GIVEN MATERIAL =
_ _ _

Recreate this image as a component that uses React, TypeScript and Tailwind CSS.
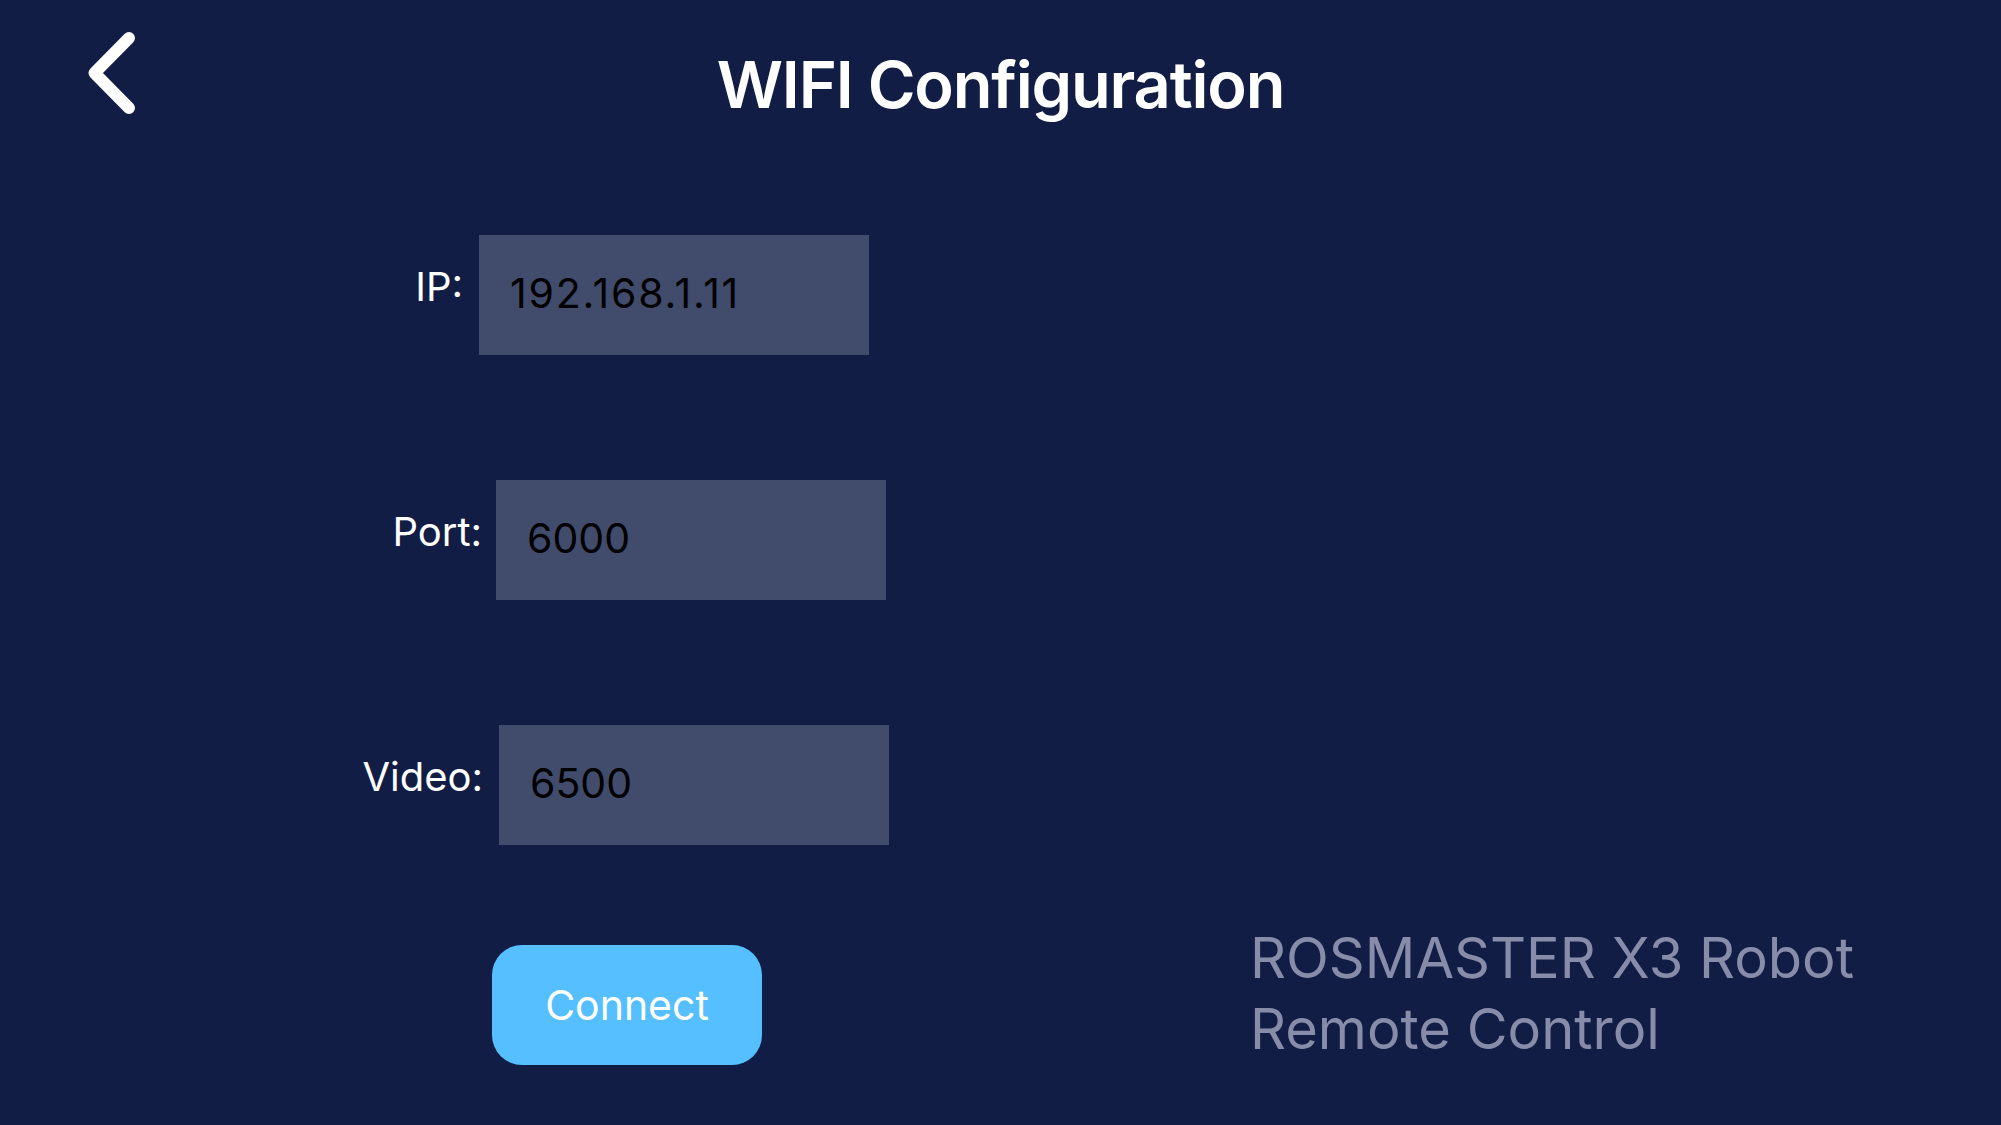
import React from 'react'

const fields = [
  { label: 'IP:', value: '192.168.1.11', labelWidth: 'w-[479px] pr-[16px]', tracking: 'tracking-[1.8px]' },
  { label: 'Port:', value: '6000', labelWidth: 'w-[496px] pr-[14px]', tracking: '' },
  { label: 'Video:', value: '6500', labelWidth: 'w-[499px] pr-[16px]', tracking: '' },
]

const App: React.FC = () => {
  return (
    <div className="w-[2001px] h-[1125px] overflow-hidden bg-[#121d45] font-['Inter','Noto_Sans',sans-serif]">
      {/* Header */}
      <div className="grid grid-cols-[1fr_auto_1fr] items-start pt-[52px]">
        <div className="pl-[70px] -mt-[22px] h-[65px]">
          <svg width="70" height="90" viewBox="0 0 70 90" fill="none">
            <path
              d="M59 8 L24.5 43 L59 78"
              stroke="white"
              strokeWidth="12"
              strokeLinecap="round"
              strokeLinejoin="round"
            />
          </svg>
        </div>
        <h1 className="text-[65px] leading-none font-semibold text-white tracking-[-1.2px]">
          WIFI Configuration
        </h1>
        <div />
      </div>

      {/* Form */}
      <div className="mt-[118px] flex flex-col gap-[125px]">
        {fields.map((f) => (
          <div key={f.label} className="flex items-center h-[120px]">
            <div className={`${f.labelWidth} text-right text-[40px] leading-none text-white pb-[17px]`}>
              {f.label}
            </div>
            <div className="w-[390px] h-[120px] bg-[#414b6b] flex items-center pl-[31px] pb-[3px]">
              <span className={`${f.tracking} text-[41px] leading-none text-black`}>{f.value}</span>
            </div>
          </div>
        ))}
      </div>

      {/* Bottom */}
      <div className="mt-[78px] flex items-end">
        <button className="ml-[492px] w-[270px] h-[120px] rounded-[30px] bg-[#55bfff] text-white text-[41px] leading-none flex items-center justify-center">
          Connect
        </button>
        <div className="ml-[488px] text-[56px] leading-[71px] text-[#878ca8]">
          ROSMASTER X3 Robot
          <br />
          Remote Control
        </div>
      </div>
    </div>
  )
}

export default App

_ _ _

THE REQUEST = Omit every picture, then reproduce the rest of the listing exactly.

RESULT OF THE TASK =
Recreate this image as a component that uses React, TypeScript and Tailwind CSS.
import React from 'react'

const fields = [
  { label: 'IP:', value: '192.168.1.11', labelWidth: 'w-[479px] pr-[16px]', tracking: 'tracking-[1.8px]' },
  { label: 'Port:', value: '6000', labelWidth: 'w-[496px] pr-[14px]', tracking: '' },
  { label: 'Video:', value: '6500', labelWidth: 'w-[499px] pr-[16px]', tracking: '' },
]

const App: React.FC = () => {
  return (
    <div className="w-[2001px] h-[1125px] overflow-hidden bg-[#121d45] font-['Inter','Noto_Sans',sans-serif]">
      {/* Header */}
      <div className="grid grid-cols-[1fr_auto_1fr] items-start pt-[52px]">
        <div className="pl-[70px] -mt-[22px] h-[65px]">
          <svg width="70" height="90" viewBox="0 0 70 90" fill="none">
            <path
              d="M59 8 L24.5 43 L59 78"
              stroke="white"
              strokeWidth="12"
              strokeLinecap="round"
              strokeLinejoin="round"
            />
          </svg>
        </div>
        <h1 className="text-[65px] leading-none font-semibold text-white tracking-[-1.2px]">
          WIFI Configuration
        </h1>
        <div />
      </div>

      {/* Form */}
      <div className="mt-[118px] flex flex-col gap-[125px]">
        {fields.map((f) => (
          <div key={f.label} className="flex items-center h-[120px]">
            <div className={`${f.labelWidth} text-right text-[40px] leading-none text-white pb-[17px]`}>
              {f.label}
            </div>
            <div className="w-[390px] h-[120px] bg-[#414b6b] flex items-center pl-[31px] pb-[3px]">
              <span className={`${f.tracking} text-[41px] leading-none text-black`}>{f.value}</span>
            </div>
          </div>
        ))}
      </div>

      {/* Bottom */}
      <div className="mt-[78px] flex items-end">
        <button className="ml-[492px] w-[270px] h-[120px] rounded-[30px] bg-[#55bfff] text-white text-[41px] leading-none flex items-center justify-center">
          Connect
        </button>
        <div className="ml-[488px] text-[56px] leading-[71px] text-[#878ca8]">
          ROSMASTER X3 Robot
          <br />
          Remote Control
        </div>
      </div>
    </div>
  )
}

export default App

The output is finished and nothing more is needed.